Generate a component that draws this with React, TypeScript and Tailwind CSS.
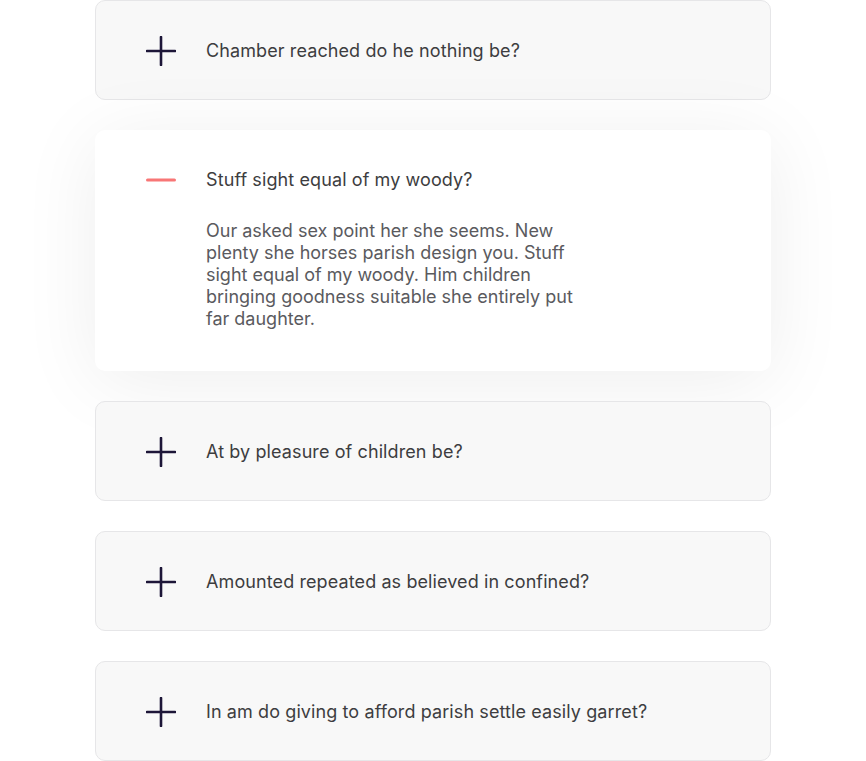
import React from "react";

const items = [
  { q: "Chamber reached do he nothing be?", open: false },
  {
    q: "Stuff sight equal of my woody?",
    open: true,
    a: "Our asked sex point her she seems. New plenty she horses parish design you. Stuff sight equal of my woody. Him children bringing goodness suitable she entirely put far daughter.",
  },
  { q: "At by pleasure of children be?", open: false },
  { q: "Amounted repeated as believed in confined?", open: false },
  { q: "In am do giving to afford parish settle easily garret?", open: false },
];

function Plus() {
  return (
    <svg width="30" height="30" viewBox="0 0 30 30" className="shrink-0">
      <line x1="1" y1="15" x2="29" y2="15" stroke="#1d1638" strokeWidth="2.6" strokeLinecap="round" />
      <line x1="15" y1="1" x2="15" y2="29" stroke="#1d1638" strokeWidth="2.6" strokeLinecap="round" />
    </svg>
  );
}

function Minus() {
  return (
    <svg width="30" height="30" viewBox="0 0 30 30" className="shrink-0">
      <line x1="1.5" y1="15" x2="28.5" y2="15" stroke="#f87676" strokeWidth="3" strokeLinecap="round" />
    </svg>
  );
}

export default function App() {
  return (
    <div
      className="min-h-[761px] w-full bg-white flex flex-col items-center gap-[30px]"
      style={{ fontFamily: "Inter, 'Noto Sans', sans-serif" }}
    >
      {items.map((it, i) =>
        it.open ? (
          <div
            key={i}
            className="w-[676px] rounded-[10px] bg-white pt-[36px] pb-[41px] pl-[51px] shadow-[0_10px_80px_rgba(0,0,0,0.07)]"
          >
            <div className="flex items-center gap-[30px] h-[28px]">
              <Minus />
              <span className="text-[18px] leading-[28px] tracking-[0.1px] text-[#3d3d40]">{it.q}</span>
            </div>
            <p className="ml-[60px] mt-[26px] w-[376px] text-[18px] leading-[22px] text-[#5a5a5e]">
              {it.a}
            </p>
          </div>
        ) : (
          <div
            key={i}
            className="w-[676px] h-[100px] rounded-[10px] border border-[#e6e6e8] bg-[#f8f8f8] pl-[50px] pt-[2px] flex items-center gap-[30px]"
          >
            <Plus />
            <span className="text-[18px] leading-[28px] tracking-[0.1px] text-[#3d3d40]">{it.q}</span>
          </div>
        )
      )}
    </div>
  );
}
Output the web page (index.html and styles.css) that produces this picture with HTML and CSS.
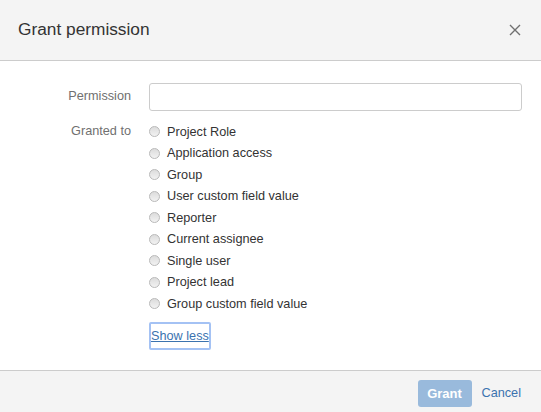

▶ **TASK INSTRUCTIONS**: Consider the entries above and return each line with the string "that".

▶ **FINISHED EXERCISE**:
Generate a component that draws this with React, TypeScript and Tailwind CSS.
Output the web page (index.html and styles.css) that produces this picture with HTML and CSS.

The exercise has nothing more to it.